Na primeira reação, o Ministério da Justiça subestimou a repercussão do caso. Alegou que as duas reuniões foram solicitadas por escritórios de advocacia, não havendo como o sistema de inteligência da pasta prever qual seria a comitiva. A resposta foi um atestado de incompetência, pois sabe-se que o acesso aos palácios do Executivo, do Congresso e do Supremo sempre exige prévia identificação, com a apresentação de documentos. A maioria dos ministérios segue a norma.
Mui amigos
O secretário de Assuntos Legislativos do ministério, Elias Vaz, assumiu a responsabilidade e reconheceu o erro, para isentar Dino de qualquer responsabilidade, mas o estrago nas redes sociais já estava feito. Seria até o caso de o secretário pedir demissão, mas não foi o que aconteceu. O próprio Vaz minimizou o incidente, e o ministério estabeleceu regras mais rígidas de acesso aos gabinetes, tais como fornecer nome e CPF dos participantes das reuniões com 48 horas de antecedência, enviar solicitação de audiência por e-mail e identificar, na recepção, qualquer visitante que não tenha audiência previamente marcada, o que é muito comum acontecer com acompanhantes de parlamentares.
Nada disso resolve o problema de fundo da visita. É notório o envolvimento de ONGs e outras instituições com organizações criminosas, a pretexto de defender os direitos humanos e a melhoria das condições carcerárias, principalmente com o Primeiro Comando da Capital (PCC), de São Paulo, e o Comando Vermelho (CV). Ocorre em muitas cidades do país e envolve políticos e gestores públicos. Sabe-se que postos de gasolina, associações sem fins lucrativos e ONGs são usados para lavagem de dinheiro. A melhor resposta do Ministério da Justiça ao caso será puxar o fio dessa meada.

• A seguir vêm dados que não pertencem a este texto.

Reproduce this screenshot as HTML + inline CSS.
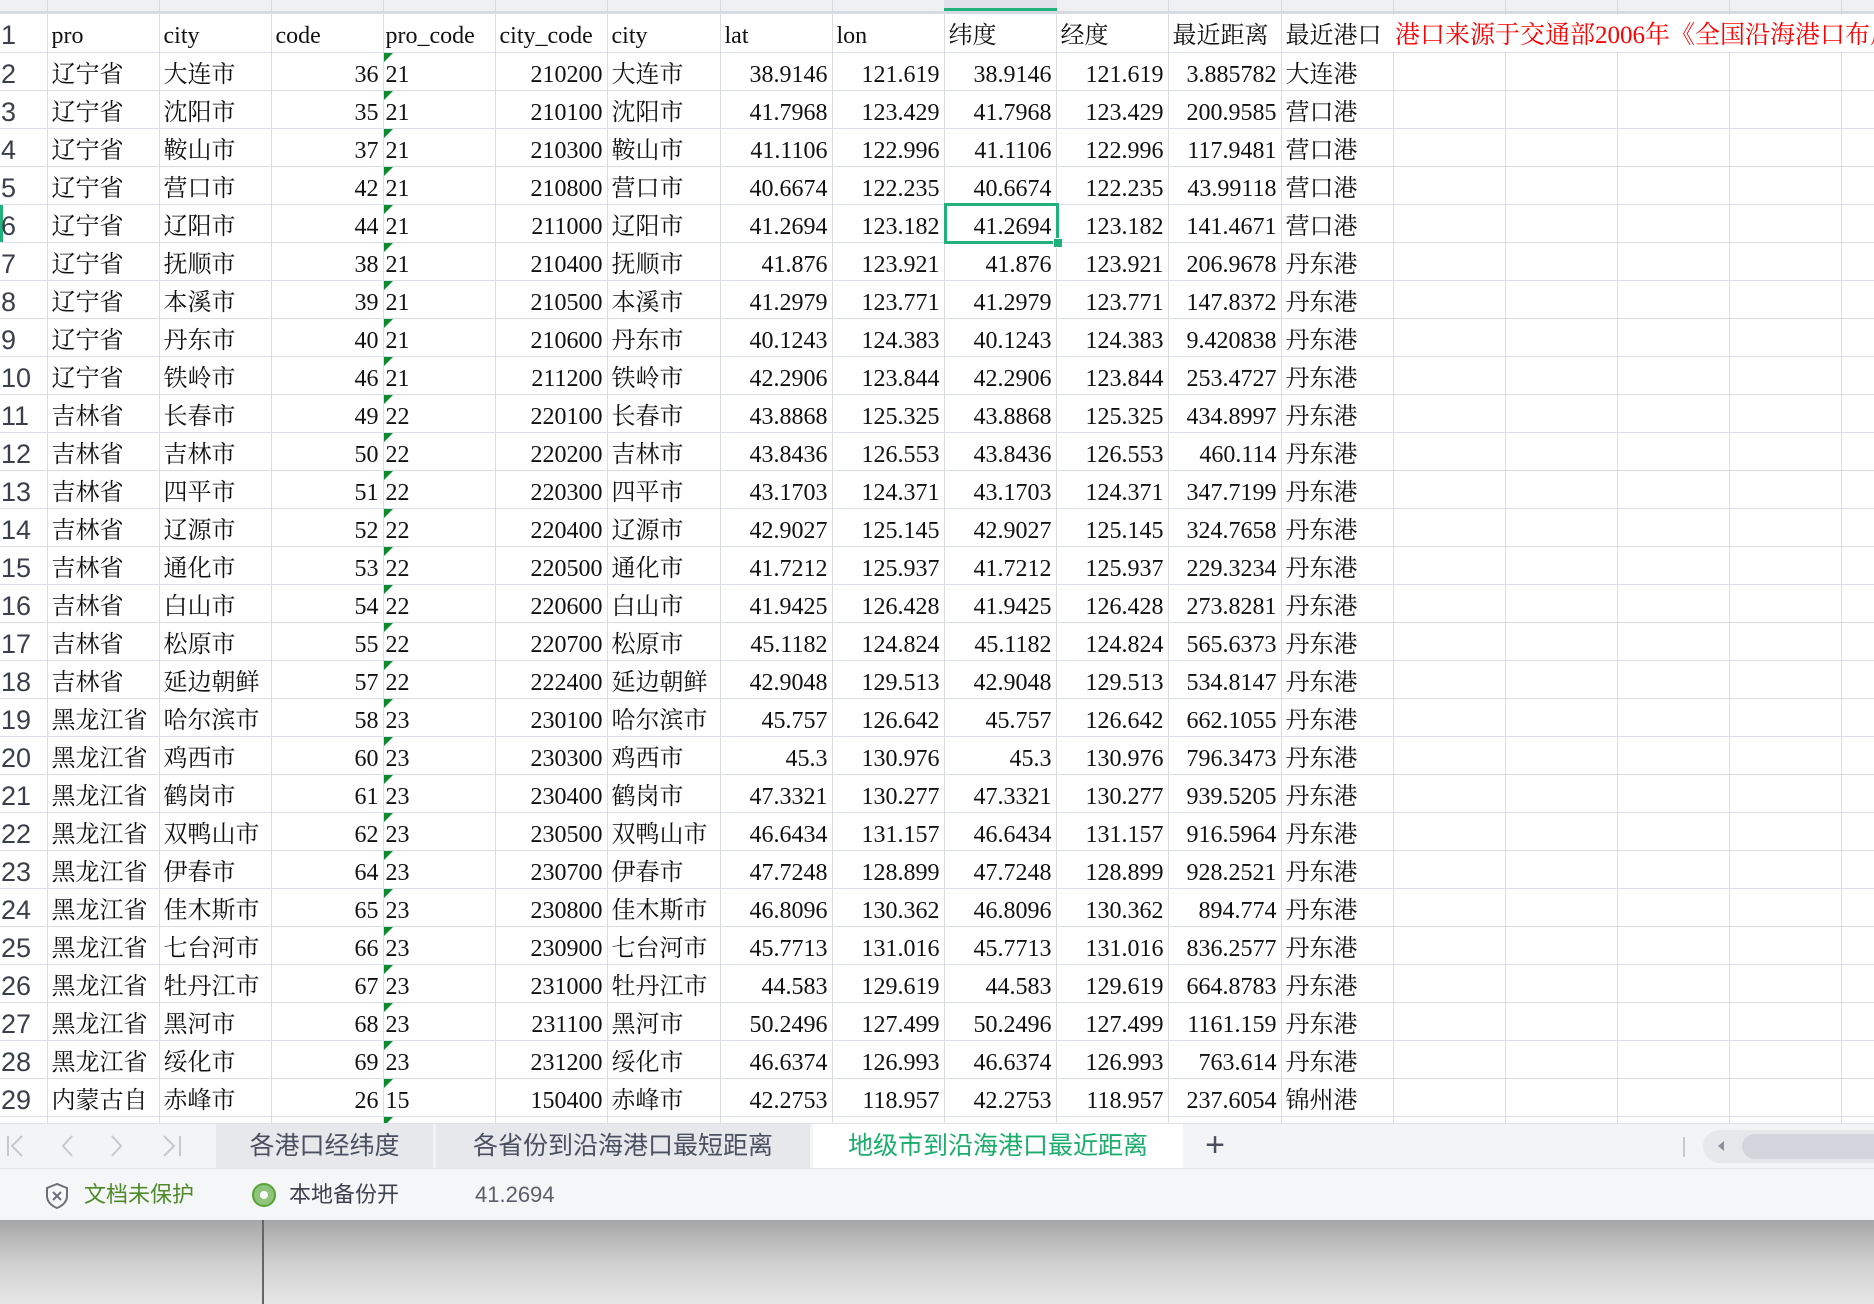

Nos bastidores do Ministério da Justiça, assessores de Dino consideraram o episódio um erro de Vaz, que deveria ter mais controle sobre a lista de participantes. Mas o estrago maior não tem a ver com esse fato e, sim, com a disputa pela vaga da ministra aposentada do Supremo Tribunal Federal Rosa Weber. Dino é um candidato fortíssimo, já foi o favorito, porém enfrenta resistências em duas frentes: uma são seus colegas de Senado, com os quais sequer teve convivência, pois foi eleito no ano passado e logo assumiu a pasta da Justiça; a outra, o PT, que tem seus próprios interesses.
No primeiro caso, o candidato preferido dos senadores é o presidente do Tribunal de Contas da União (TCU), Bruno Dantas, com muito mais trânsito entre eles por ter sido consultor jurídico da Casa. A rejeição ao nome de Igor Roberto Albuquerque Roque para o cargo de defensor público da União, por 38 votos contra e 35 a favor, com uma abstenção, foi um recado de que não querem Dino no STF.
O segundo, é o PT, que defende junto a Lula indicação para o Supremo de um quadro historicamente ligado ao partido, no caso, o atual advogado-geral da União, Jorge Messias. Funcionário de carreira do órgão, foi procurador da Fazenda Nacional e assessor direto da então presidente Dilma Rousseff.
Ou seja, Dino passa por um processo de isolamento político, e qualquer desgaste que sofra, como nesse caso da "dama do tráfico" do Amazonas, favorece os aliados de Lula que desejam outro nome no Supremo. Era o favorito para a vaga de Rosa Weber, agora está sendo queimado.